PROBLEM -> Print only the lines from the top of the data through the line with "const GRID = '#dadcdd';", both included, skipping every picture.

[Pages as source code]
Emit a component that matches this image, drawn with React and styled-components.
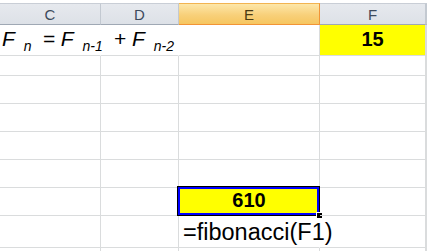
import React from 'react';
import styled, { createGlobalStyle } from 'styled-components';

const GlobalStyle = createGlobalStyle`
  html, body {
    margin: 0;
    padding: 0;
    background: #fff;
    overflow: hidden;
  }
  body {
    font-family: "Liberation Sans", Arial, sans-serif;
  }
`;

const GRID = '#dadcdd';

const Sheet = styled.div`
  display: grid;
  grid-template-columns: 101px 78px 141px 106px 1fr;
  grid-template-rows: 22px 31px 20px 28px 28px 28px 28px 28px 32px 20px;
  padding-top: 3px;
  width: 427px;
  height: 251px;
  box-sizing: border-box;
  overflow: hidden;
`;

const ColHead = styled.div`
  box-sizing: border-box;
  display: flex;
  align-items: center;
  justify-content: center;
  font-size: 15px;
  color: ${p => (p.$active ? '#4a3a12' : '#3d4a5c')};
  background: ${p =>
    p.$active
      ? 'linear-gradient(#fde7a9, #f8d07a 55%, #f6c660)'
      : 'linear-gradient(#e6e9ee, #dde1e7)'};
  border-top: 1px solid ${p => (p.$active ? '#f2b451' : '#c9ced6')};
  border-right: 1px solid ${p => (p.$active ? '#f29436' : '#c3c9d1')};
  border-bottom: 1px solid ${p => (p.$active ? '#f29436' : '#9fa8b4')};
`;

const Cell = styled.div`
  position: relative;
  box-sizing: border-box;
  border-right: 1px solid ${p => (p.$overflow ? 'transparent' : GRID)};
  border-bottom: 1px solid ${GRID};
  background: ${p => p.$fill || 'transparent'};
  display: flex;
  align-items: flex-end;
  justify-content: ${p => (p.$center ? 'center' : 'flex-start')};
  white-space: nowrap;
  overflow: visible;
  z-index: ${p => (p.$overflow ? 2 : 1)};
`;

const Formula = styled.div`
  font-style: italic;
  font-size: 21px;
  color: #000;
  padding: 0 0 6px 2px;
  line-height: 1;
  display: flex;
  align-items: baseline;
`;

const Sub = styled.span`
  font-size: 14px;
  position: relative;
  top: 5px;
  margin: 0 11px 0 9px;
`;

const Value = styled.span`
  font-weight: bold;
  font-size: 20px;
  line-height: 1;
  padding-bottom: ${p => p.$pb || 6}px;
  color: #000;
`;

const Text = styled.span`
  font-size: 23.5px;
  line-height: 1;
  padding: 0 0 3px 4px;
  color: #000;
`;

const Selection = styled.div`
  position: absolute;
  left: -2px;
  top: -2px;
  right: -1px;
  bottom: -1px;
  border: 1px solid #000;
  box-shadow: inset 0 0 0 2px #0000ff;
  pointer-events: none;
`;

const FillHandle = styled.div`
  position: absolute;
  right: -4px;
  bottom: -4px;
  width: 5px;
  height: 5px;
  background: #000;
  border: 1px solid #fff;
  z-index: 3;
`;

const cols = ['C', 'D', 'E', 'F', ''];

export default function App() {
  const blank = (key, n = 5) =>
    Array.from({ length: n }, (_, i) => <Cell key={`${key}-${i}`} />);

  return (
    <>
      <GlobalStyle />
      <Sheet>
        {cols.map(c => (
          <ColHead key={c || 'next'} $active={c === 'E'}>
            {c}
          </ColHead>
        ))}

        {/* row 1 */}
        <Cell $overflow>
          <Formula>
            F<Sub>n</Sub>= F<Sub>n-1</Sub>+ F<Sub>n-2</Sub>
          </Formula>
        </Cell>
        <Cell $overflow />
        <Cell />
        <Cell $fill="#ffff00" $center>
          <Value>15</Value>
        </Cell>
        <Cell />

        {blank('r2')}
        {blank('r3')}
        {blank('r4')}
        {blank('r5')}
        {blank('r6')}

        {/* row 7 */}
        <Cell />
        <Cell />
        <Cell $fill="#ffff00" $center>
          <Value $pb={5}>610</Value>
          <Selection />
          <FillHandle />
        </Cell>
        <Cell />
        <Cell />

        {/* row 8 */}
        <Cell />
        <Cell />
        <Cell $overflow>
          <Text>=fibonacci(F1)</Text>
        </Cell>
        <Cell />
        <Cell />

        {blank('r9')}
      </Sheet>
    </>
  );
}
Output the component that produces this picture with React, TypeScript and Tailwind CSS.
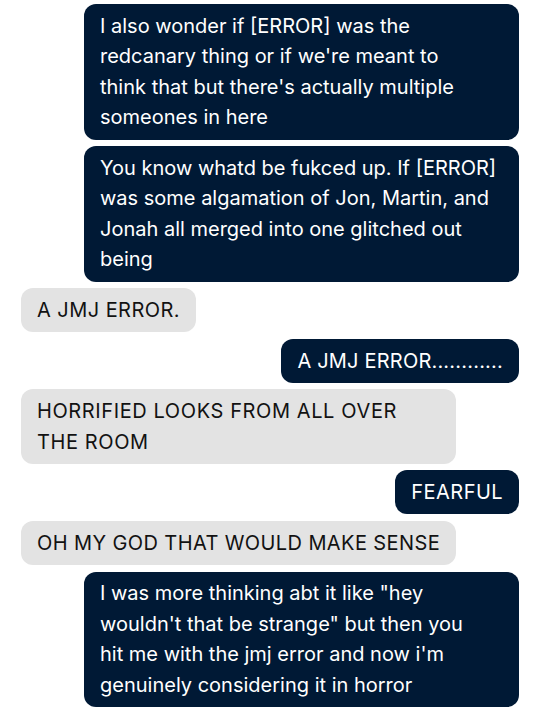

RESULT OF THE TASK ->
Emit a component that matches this image, drawn with React and styled-components.
import React from 'react';
import styled, { createGlobalStyle } from 'styled-components';

const GlobalStyle = createGlobalStyle`
  html, body {
    margin: 0;
    padding: 0;
    background: #fff;
    overflow: hidden;
  }
  body {
    font-family: "Liberation Sans", Arial, sans-serif;
  }
`;

const GRID = '#dadcdd';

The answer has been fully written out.